Typhoon Bopha slammed into the Davao region at dawn, its ferocious winds ripping roofs from homes and its 500-kilometer- (311-mile-) wide rain band flooding low-lying farmland. The storm, packing winds of 160 kilometers (99 miles) per hour and gusts of up to 195 kph (121 mph), toppled trees, triggered landslides and sent flash floods surging across the region's mountains and valleys.

In the gold-mining province of Compostela Valley, the fierce wind and rain forced a wall of mud and boulders to cascade down on a house, killing three children. Their bodies were wrapped in blankets by their grieving relatives and placed on a basketball court in Maparat village.

"The only thing we could do was to save ourselves. It was too late for us to rescue them," said Valentin Pabilana, who survived the landslide.

A soldier died and 20 villagers were missing after a flash flood raced down a mountain in Andap town, washing away a truck, according to Compostela Valley Governor Arturo Uy and military officials.

In nearby Davao Oriental, a poor agricultural and gold-mining province about 1,000 kilometers (620 miles) southeast of Manila, an elderly woman was killed when her house was struck by a tree felled by howling wind, said Benito Ramos, an ex-army general who now heads the government's disaster-response agency.

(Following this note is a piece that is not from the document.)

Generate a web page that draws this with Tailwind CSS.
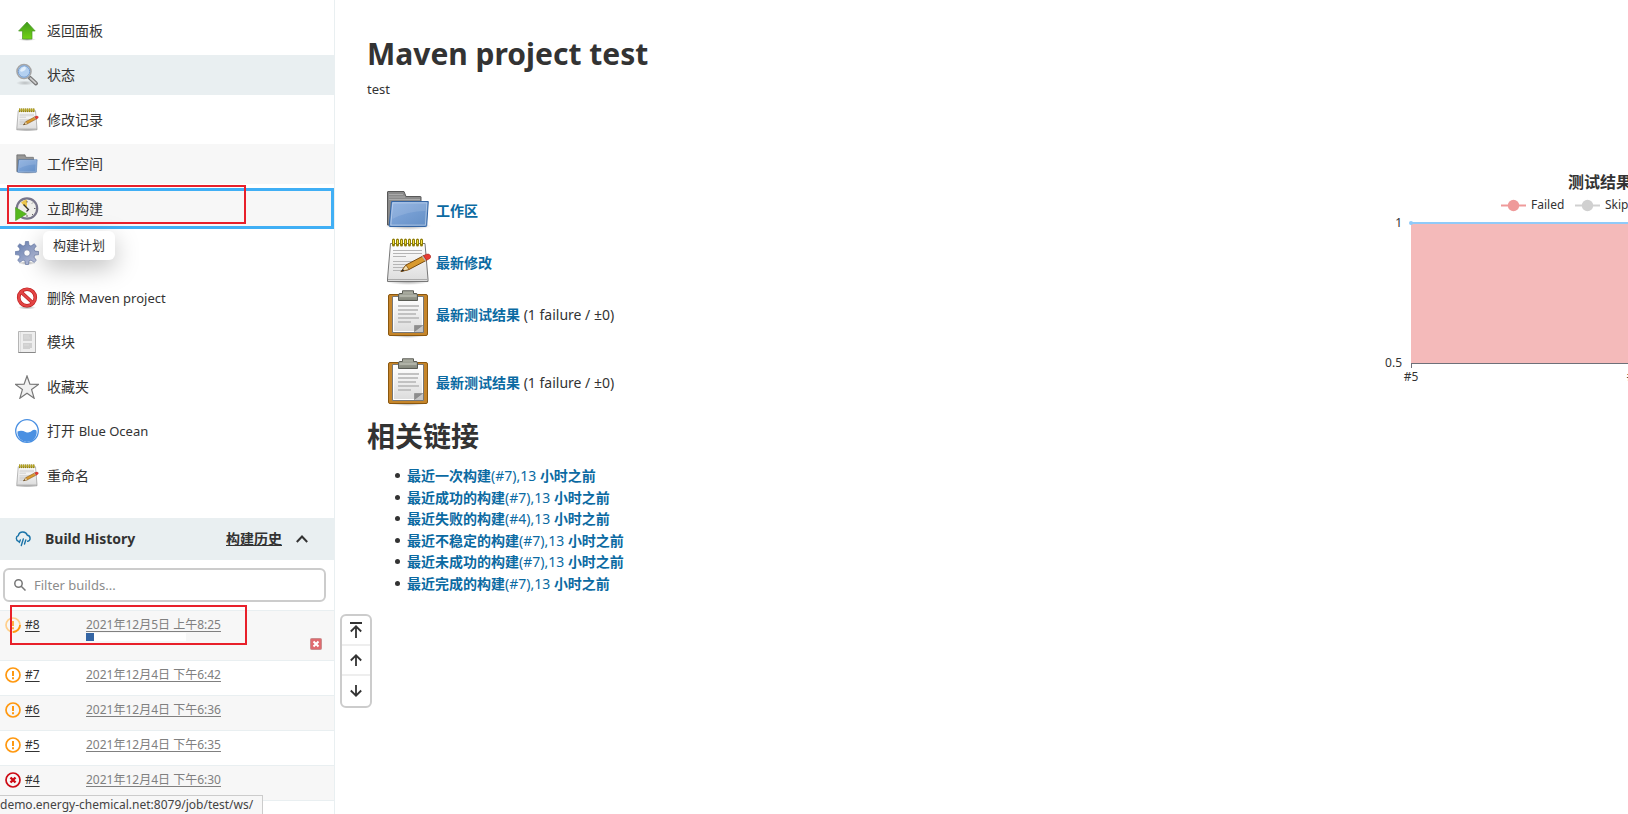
<!DOCTYPE html>
<html lang="zh-CN">
<head>
<meta charset="utf-8">
<title>test [Jenkins]</title>
<script src="https://cdn.jsdelivr.net/npm/@tailwindcss/browser@4"></script>
</head>
<body class="relative h-screen overflow-hidden bg-white font-['Noto_Sans','Noto_Sans_CJK_SC',sans-serif] text-sm text-[#333]">

<svg class="absolute size-0" aria-hidden="true">
  <defs>
    <linearGradient id="paper" x1="0" y1="0" x2="0" y2="1"><stop offset="0" stop-color="#fff"/><stop offset="1" stop-color="#dcdcdc"/></linearGradient>
    <linearGradient id="blue" x1="0" y1="0" x2="1" y2="1"><stop offset="0" stop-color="#87ace0"/><stop offset="1" stop-color="#648fc5"/></linearGradient>
    <linearGradient id="green" x1="0" y1="0" x2="0" y2="1"><stop offset="0" stop-color="#3f9a1c"/><stop offset="1" stop-color="#73d216"/></linearGradient>
    <linearGradient id="clip" x1="0" y1="0" x2="0" y2="1"><stop offset="0" stop-color="#b0b2a6"/><stop offset="1" stop-color="#83867b"/></linearGradient>
    <linearGradient id="gearfill" x1="0" y1="0" x2="1" y2="1"><stop offset="0" stop-color="#5f79ab"/><stop offset="1" stop-color="#c5c9e2"/></linearGradient>
    <radialGradient id="shade"><stop offset="0" stop-color="#000" stop-opacity=".35"/><stop offset="1" stop-color="#000" stop-opacity="0"/></radialGradient>
    <symbol id="folder" viewBox="0 0 48 48">
      <ellipse cx="24" cy="40" rx="23" ry="4" fill="url(#shade)"/>
      <path d="M3.500 39V6q0-.5.5-.5h16l2 5h14.500q.5 0 .5.5v28z" fill="#8a8a8a" stroke="#585858"/>
      <path d="M5 8.500h14M5 11h16M5 13.500h31" stroke="#aaa"/>
      <path d="M7.500 15.500h36.800l-1.600 24q0 1-1 1H6q-1 0-.8-1z" fill="url(#blue)" stroke="#3465a4"/>
      <path d="M8.800 16.800h34l-1.400 22.300H6.800z" fill="none" stroke="#fff" stroke-opacity=".4"/>
      <path d="M9 17h33l-.5 8q-18 0-33 8z" fill="#fff" opacity=".12"/>
    </symbol>
    <symbol id="notepad" viewBox="0 0 48 48">
      <ellipse cx="24" cy="43.500" rx="22" ry="3.500" fill="url(#shade)"/>
      <path d="M6.500 5.500h34.500l3 35.500v2.500H3.500V41z" fill="url(#paper)" stroke="#777"/>
      <path d="M4 41.500h40" stroke="#aaa"/>
      <path d="M9 12.500h29M9 15.500h29M9 18.500h13M9 23.500h24M9 26.500h20M9 29.500h15M9 32.500h10" stroke="#b5b5b5"/>
      <path d="M9.500 2v5M13.500 2v5M17.500 2v5M21.500 2v5M25.500 2v5M29.500 2v5M33.500 2v5M37.500 2v5" stroke="#8f7d05" stroke-width="3" stroke-linecap="round"/>
      <path d="M9.500 2v4M13.500 2v4M17.500 2v4M21.500 2v4M25.500 2v4M29.500 2v4M33.500 2v4M37.500 2v4" stroke="#f0e040" stroke-width="1"/>
      <path d="M17 33.500l5-6.500 18-9.500 3 4.500-18 9.500z" fill="#d99a2e" stroke="#7a4b10"/>
      <path d="M17 33.500l5-6.500 3 4.500z" fill="#f3dfb0" stroke="#7a4b10" stroke-width=".7"/>
      <path d="M17 33.500l2-2.600 1.300 1.800z" fill="#222"/>
      <path d="M38 18.500l3 4.600 1.500-.8-3-4.700z" fill="#bbb"/>
      <path d="M39.500 17.700l3-1.500q3-.8 4 1.500.6 2-1 3l-3 1.600z" fill="#e83a32" stroke="#9d2018" stroke-width=".6"/>
    </symbol>
    <symbol id="clipboard" viewBox="0 0 48 48">
      <ellipse cx="24" cy="45.500" rx="18" ry="2.500" fill="url(#shade)"/>
      <rect x="4.500" y="4.500" width="39" height="41" rx="1.500" fill="#c5852a" stroke="#8a570f"/>
      <path d="M8.500 6.500h31v36h-31z" fill="#eee" stroke="#777"/>
      <path d="M9.500 7.500h29v34h-29z" fill="url(#paper)" stroke="#fff"/>
      <path d="M14 16h21M14 20h20M14 24h18M14 28h21M14 32h13" stroke="#c2c2c2" stroke-width="2"/>
      <path d="M30.500 42V35.500h8.500z" fill="#8d8d8d" stroke="#777" stroke-width=".5"/><path d="M30.500 42l8.500-6.500V42z" fill="#c6c6c6"/>
      <path d="M14.500 10.500V5q0-1.500 1.500-1.500h2.500V.8h11v2.700H32q1.500 0 1.500 1.500v5.500z" fill="url(#clip)" stroke="#5a5c55"/>
      <path d="M15.500 6h17" stroke="#c9cbc0"/>
    </symbol>
    <symbol id="warn" viewBox="0 0 16 16"><circle cx="8" cy="8" r="7" fill="none" stroke="#ff9810" stroke-width="1.700"/><path d="M7 4h2v5H7zM7 10.200h2v2H7z" fill="#ff9810"/></symbol>
  </defs>
</svg>

<div class="flex h-full">
  <aside class="w-[335px] shrink-0 overflow-hidden border-r border-[#e9eff1]">
    <nav class="flex flex-col gap-1 pt-[11px]">
      <a href="#" class="flex h-10 items-center gap-2 pl-[15px]">
        <svg class="size-6" viewBox="0 0 24 24"><ellipse cx="12" cy="20.500" rx="9" ry="1.500" fill="url(#shade)"/><path d="M12 3L20.200 12H17v8H7.500v-8H3.600z" fill="url(#green)" stroke="#4c9a2a" stroke-width=".7"/></svg>
        返回面板</a>
      <a href="#" class="mb-px flex h-10 items-center gap-2 bg-[#e9eff1] pl-[15px]">
        <svg class="size-6" viewBox="0 0 24 24"><ellipse cx="10" cy="20" rx="9" ry="2.500" fill="url(#shade)" opacity=".6"/><path d="M14.500 14.500l6.500 6" stroke="#777" stroke-width="4" stroke-linecap="round"/><path d="M15.500 15.300l5.200 4.800" stroke="#ccc" stroke-width="1.800" stroke-linecap="round"/><circle cx="9" cy="8.500" r="7" fill="#b3d0f0" stroke="#a5a5a5" stroke-width="1.600"/><circle cx="9" cy="8.500" r="5.700" fill="none" stroke="#789fd0"/><path d="M5 8q1-4 5-4.500 2 2-.5 4T5 8z" fill="#e2effc"/></svg>
        状态</a>
      <a href="#" class="flex h-10 items-center gap-2 pl-[15px]"><svg class="size-6"><use href="#notepad"/></svg>修改记录</a>
      <a href="#" class="flex h-10 items-center gap-2 bg-[#f7f7f7] pl-[15px]"><svg class="size-6"><use href="#folder"/></svg>工作空间</a>
      <a href="#" class="flex h-[41px] items-center gap-2 border-y-3 border-r-3 border-[#40aff5] bg-[#f7f7f7] pl-[15px]">
        <svg class="size-6" viewBox="0 0 24 24"><circle cx="12" cy="11.500" r="10.200" fill="#eeeeea" stroke="#77758a" stroke-width="2.200"/><path d="M12 12L6 5.500q2.500-2.700 6-3z" fill="#ecc64c"/><path d="M12 4v1.500M12 18v2M19 11.500h1.500M17 6.500l1-1M17 17l1 1" stroke="#666"/><path d="M8.500 7.500l5 5-2 2" fill="none" stroke="#333" stroke-width="1.300"/><path d="M.6 10.500L11.500 17 .6 23.500z" fill="#55b91d" stroke="#4f9c28" stroke-width=".7"/></svg>
        立即构建</a>
      <a href="#" aria-label="配置" class="mb-px flex h-10 items-center pl-[15px]">
        <svg class="size-6" viewBox="0 0 24 24"><ellipse cx="12" cy="22" rx="9" ry="2" fill="url(#shade)"/><path fill="url(#gearfill)" stroke="#687aa5" stroke-width=".7" fill-rule="evenodd" d="M10.500.5h3l.5 3.800 2 .8 3.200-2.300 2.100 2.100-2.300 3.100.8 2.100 3.900.5v3l-3.900.5-.8 2 2.300 3.200-2.100 2.100-3.200-2.300-2 .8-.5 3.600h-3l-.5-3.600-2-.8-3.200 2.300-2.100-2.100L5 16.100l-.8-2-3.900-.5v-3l3.900-.5L5 8 2.700 4.900l2.100-2.100L8 5.100l2-.8zM12 8.800a3.200 3.200 0 100 6.400 3.200 3.200 0 000-6.400z"/></svg>
      </a>
      <a href="#" class="flex h-10 items-center gap-2 pl-[15px]">
        <svg class="size-6" viewBox="0 0 24 24"><ellipse cx="12" cy="21.500" rx="9" ry="2" fill="url(#shade)"/><circle cx="12" cy="11.500" r="8.300" fill="#fff" stroke="#bd2020" stroke-width="3.600"/><path d="M6 6l12 11" stroke="#bd2020" stroke-width="3.600"/><circle cx="12" cy="11.500" r="8.300" fill="none" stroke="#e34545" stroke-width="2.300"/><path d="M6 6l12 11" stroke="#e34545" stroke-width="2.300"/></svg>
        <span>删除 <span class="text-[13px]">Maven project</span></span></a>
      <a href="#" class="mb-px flex h-10 items-center gap-2 pl-[15px]">
        <svg class="size-6" viewBox="0 0 24 24"><path d="M3.500 1.500h17v21h-17z" fill="#eee" stroke="#b5b5b5"/><path d="M3.500 22.500h17" stroke="#888"/><path d="M5.500 2v20" stroke="#ddd"/><path d="M8 4h9v7H8zM8 13h9v5h-2v1H8z" fill="#d0d0d0"/><path d="M9 6h5M9 8h6M9 15h5" stroke="#dcdcdc"/></svg>
        模块</a>
      <a href="#" class="flex h-10 items-center gap-2 pl-[15px]">
        <svg class="size-6" viewBox="0 0 24 24"><path d="M12 1l2.900 8.200 8.600.2-6.900 5.200 2.500 8.600L12 18.200l-7.100 5 2.500-8.600L.5 9.400l8.600-.2z" fill="#f1f1f1" stroke="#777" stroke-width="1.200"/></svg>
        收藏夹</a>
      <a href="#" class="mb-px flex h-10 items-center gap-2 pl-[15px]">
        <svg class="size-6" viewBox="0 0 24 24"><circle cx="12" cy="12" r="11.300" fill="#fff" stroke="#4a90e2" stroke-width="1.300"/><path d="M2.500 12.500q4-1.500 8 .4t7.500-1.800q1.800-.9 3.500.4a9.600 9.600 0 11-19 1z" fill="#4a90e2"/></svg>
        <span>打开 <span class="text-[13px]">Blue Ocean</span></span></a>
      <a href="#" class="flex h-10 items-center gap-2 pl-[15px]"><svg class="size-6"><use href="#notepad"/></svg>重命名</a>
    </nav>

    <section class="mt-[22px]">
      <header class="flex h-[42px] items-center bg-[#e9eff1] pl-[15px] pr-[26px] font-bold">
        <svg class="h-4 w-4" viewBox="0 0 16 16" fill="none" stroke="#1a73a8" stroke-width="1.400" stroke-linecap="round"><path d="M3.500 10.300A3 3 0 013.300 4.600 4.700 4.700 0 0112.300 4.200a3.100 3.100 0 01.4 6.100M5.300 9l-1 2.600M8.300 8l-2 6.500M10.800 9l-1.300 4"/></svg>
        <h2 class="ml-[14px] flex-1">Build History</h2>
        <a href="#" class="underline">构建历史</a>
        <button type="button" aria-label="收起" class="ml-[14px]"><svg class="h-3 w-3" viewBox="0 0 12 12" fill="none" stroke="#333" stroke-width="2"><path d="M.8 9L6 3.500 11.200 9"/></svg></button>
      </header>
      <div class="py-2 pl-[3px] pr-2">
        <label class="flex h-[34px] items-center gap-2 rounded-md border-2 border-[#ccc] pl-[9px]">
          <svg class="h-3 w-3" viewBox="0 0 12 12" fill="none" stroke="#777" stroke-width="1.500"><circle cx="4.500" cy="4.500" r="3.700"/><path d="M7.200 7.200l4.300 4.300"/></svg>
          <input type="text" aria-label="Filter builds" placeholder="Filter builds..." class="min-w-0 flex-1 pt-px text-[13px] outline-none placeholder:text-[#8c8c8c]">
        </label>
      </div>
      <table class="w-full table-fixed border-collapse text-xs leading-4">
        <colgroup><col class="w-[86px]"><col></colgroup>
        <tbody>
          <tr class="h-[50px] border-t border-[#e9eff1] bg-[#f7f7f7] align-top">
            <td class="pt-[6px] pl-[5px]"><span class="flex items-center gap-1"><svg class="size-4" viewBox="0 0 16 16"><circle cx="8" cy="8" r="7" fill="none" stroke="#ffcf8c" stroke-width="1.700"/><path d="M15 8a7 7 0 01-7 7" fill="none" stroke="#ff9810" stroke-width="1.800"/><path d="M7 4h2v5H7zM7 10.200h2v2H7z" fill="#ffb14a"/></svg><a href="#" class="underline underline-offset-2">#8</a></span></td>
            <td class="pt-[6px]">
              <a href="#" class="block text-[#808080] underline underline-offset-2">2021年12月5日 上午8:25</a>
              <div class="flex items-start justify-between pr-3"><div class="h-2 w-[100px] bg-white"><div class="h-2 bg-[#3465a4]" style="width:8%"></div></div>
              <button type="button" aria-label="取消" class="mt-[5px]"><svg class="block size-3" viewBox="0 0 12 12"><rect x=".5" y=".5" width="11" height="11" rx="1" fill="#df6b6f" stroke="#c98f90"/><path d="M3.500 3.500l5 5M8.500 3.500l-5 5" stroke="#fff" stroke-width="2"/></svg></button></div>
            </td>
          </tr>
          <tr class="h-[35px] border-t border-[#e9eff1] align-top"><td class="pt-[6px] pl-[5px]"><span class="flex items-center gap-1"><svg class="size-4"><use href="#warn"/></svg><a href="#" class="underline underline-offset-2">#7</a></span></td><td class="pt-[6px]"><a href="#" class="text-[#808080] underline underline-offset-2">2021年12月4日 下午6:42</a></td></tr>
          <tr class="h-[35px] border-t border-[#e9eff1] bg-[#f7f7f7] align-top"><td class="pt-[6px] pl-[5px]"><span class="flex items-center gap-1"><svg class="size-4"><use href="#warn"/></svg><a href="#" class="underline underline-offset-2">#6</a></span></td><td class="pt-[6px]"><a href="#" class="text-[#808080] underline underline-offset-2">2021年12月4日 下午6:36</a></td></tr>
          <tr class="h-[35px] border-t border-[#e9eff1] align-top"><td class="pt-[6px] pl-[5px]"><span class="flex items-center gap-1"><svg class="size-4"><use href="#warn"/></svg><a href="#" class="underline underline-offset-2">#5</a></span></td><td class="pt-[6px]"><a href="#" class="text-[#808080] underline underline-offset-2">2021年12月4日 下午6:35</a></td></tr>
          <tr class="h-[35px] border-y border-[#e9eff1] bg-[#f7f7f7] align-top"><td class="pt-[6px] pl-[5px]"><span class="flex items-center gap-1"><svg class="size-4" viewBox="0 0 16 16"><circle cx="8" cy="8" r="7" fill="none" stroke="#cc0a14" stroke-width="1.700"/><path d="M5.500 5.500l5 5M10.500 5.500l-5 5" stroke="#cc0a14" stroke-width="2.400"/></svg><a href="#" class="underline underline-offset-2">#4</a></span></td><td class="pt-[6px]"><a href="#" class="text-[#808080] underline underline-offset-2">2021年12月4日 下午6:30</a></td></tr>
        </tbody>
      </table>
    </section>
  </aside>

  <main class="min-w-0 flex-1 overflow-hidden pt-[33px] pl-8">
    <h1 class="text-[30px] leading-[42px] font-bold">Maven project test</h1>
    <p class="mt-1 text-[13px] leading-5">test</p>
    <div class="mt-[61px] flex items-start justify-between">
      <ul class="pt-6 pl-[17px]">
        <li class="flex h-[52px] items-center gap-1"><svg class="size-12"><use href="#folder"/></svg><a href="#" class="pt-px font-bold text-[#0b6aa2]">工作区</a></li>
        <li class="flex h-[52px] items-center gap-1"><svg class="size-12"><use href="#notepad"/></svg><a href="#" class="pt-px font-bold text-[#0b6aa2]">最新修改</a></li>
        <li class="flex h-[52px] items-center gap-1"><svg class="size-12"><use href="#clipboard"/></svg><span class="pt-px"><a href="#" class="font-bold text-[#0b6aa2]">最新测试结果</a> (1 failure / ±0)</span></li>
        <li class="mt-4 flex h-[52px] items-center gap-1"><svg class="size-12"><use href="#clipboard"/></svg><span class="pt-px"><a href="#" class="font-bold text-[#0b6aa2]">最新测试结果</a> (1 failure / ±0)</span></li>
      </ul>
      <svg class="h-60 w-[260px] shrink-0 overflow-hidden" viewBox="0 0 260 240" role="img" aria-label="测试结果趋势" fill="#333" font-size="12">
        <text x="200" y="28" font-size="16" font-weight="700">测试结果趋势</text>
        <path d="M133 45.500h25" stroke="#ef9a9a" stroke-width="2"/><circle cx="145.500" cy="45.500" r="5.700" fill="#ef9a9a"/><text x="163" y="49">Failed</text>
        <path d="M207 45.500h25" stroke="#d0d0d0" stroke-width="2"/><circle cx="219.500" cy="45.500" r="5.700" fill="#d0d0d0"/><text x="237" y="49">Skipped</text>
        <path d="M43 63h217v140H43z" fill="#f4baba"/>
        <path d="M43 63h217" stroke="#90caf9" stroke-width="2"/><circle cx="43" cy="63" r="2" fill="#90caf9"/>
        <path d="M43 203.500h217M43.500 203v5" stroke="#6e7079" fill="none"/>
        <text x="34" y="67" text-anchor="end">1</text><text x="34" y="207" text-anchor="end">0.5</text>
        <text x="43" y="221" text-anchor="middle">#5</text><text x="266" y="221" text-anchor="middle">#6</text>
      </svg>
    </div>
    <h2 class="mt-2 text-[28px] leading-10 font-bold">相关链接</h2>
    <ul class="mt-[9px] pl-7 leading-[21px] font-bold [&_a]:text-[#0b6aa2] [&>li]:flex [&>li]:items-center [&>li]:gap-[7px] [&>li]:before:size-[5px] [&>li]:before:rounded-full [&>li]:before:bg-[#333]">
      <li class="mb-px"><a href="#">最近一次构建<span class="font-normal">(#7),13 </span>小时之前</a></li>
      <li><a href="#">最近成功的构建<span class="font-normal">(#7),13 </span>小时之前</a></li>
      <li class="mb-px"><a href="#">最近失败的构建<span class="font-normal">(#4),13 </span>小时之前</a></li>
      <li><a href="#">最近不稳定的构建<span class="font-normal">(#7),13 </span>小时之前</a></li>
      <li class="mb-px"><a href="#">最近未成功的构建<span class="font-normal">(#7),13 </span>小时之前</a></li>
      <li><a href="#">最近完成的构建<span class="font-normal">(#7),13 </span>小时之前</a></li>
    </ul>
  </main>
</div>

<div role="tooltip" class="absolute top-[231px] left-[43px] rounded-md bg-white px-[10px] py-1 text-[13px] leading-[21px] shadow-[0_8px_24px_rgba(0,0,0,0.25)]">构建计划</div>
<div class="absolute top-[185px] left-[7px] h-[39px] w-[239px] border-2 border-[#e8202a]"></div>
<div class="absolute top-[605px] left-[10px] h-10 w-[237px] border-2 border-[#e8202a]"></div>

<div class="absolute top-[614px] left-[340px] flex w-8 flex-col divide-y-2 divide-[#eee] rounded-md border-2 border-[#ccc] bg-white">
  <button type="button" aria-label="回到顶部" class="flex h-[30px] items-center justify-center"><svg class="h-4 w-3" viewBox="0 0 12 16" fill="none" stroke="#333" stroke-width="1.800"><path d="M0 1h12M6 16V4.500M.8 9.500L6 4.300l5.200 5.200"/></svg></button>
  <button type="button" aria-label="向上" class="flex h-[30px] items-center justify-center"><svg class="size-3" viewBox="0 0 12 12" fill="none" stroke="#333" stroke-width="1.800"><path d="M6 12V1.500M.8 6.500L6 1.300l5.200 5.200"/></svg></button>
  <button type="button" aria-label="向下" class="flex h-[30px] items-center justify-center"><svg class="size-3" viewBox="0 0 12 12" fill="none" stroke="#333" stroke-width="1.800"><path d="M6 0v10.500M.8 5.500L6 10.700l5.200-5.200"/></svg></button>
</div>

<div class="absolute bottom-0 left-0 border-t border-r border-[#ccc] bg-[#f7f7f7] pr-[9px] text-xs leading-[18px] text-[#444]">demo.energy-chemical.net:8079/job/test/ws/</div>
</body>
</html>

A man died a few hours later when a tree knocked him down while he was traveling on a scooter on a road in Misamis Oriental province. One storm-related death was also reported on central Siquijor island, Ramos said.

He said the death toll was expected to rise once soldiers and police gain access to some far-flung villages isolated by floods, fallen trees and downed communications.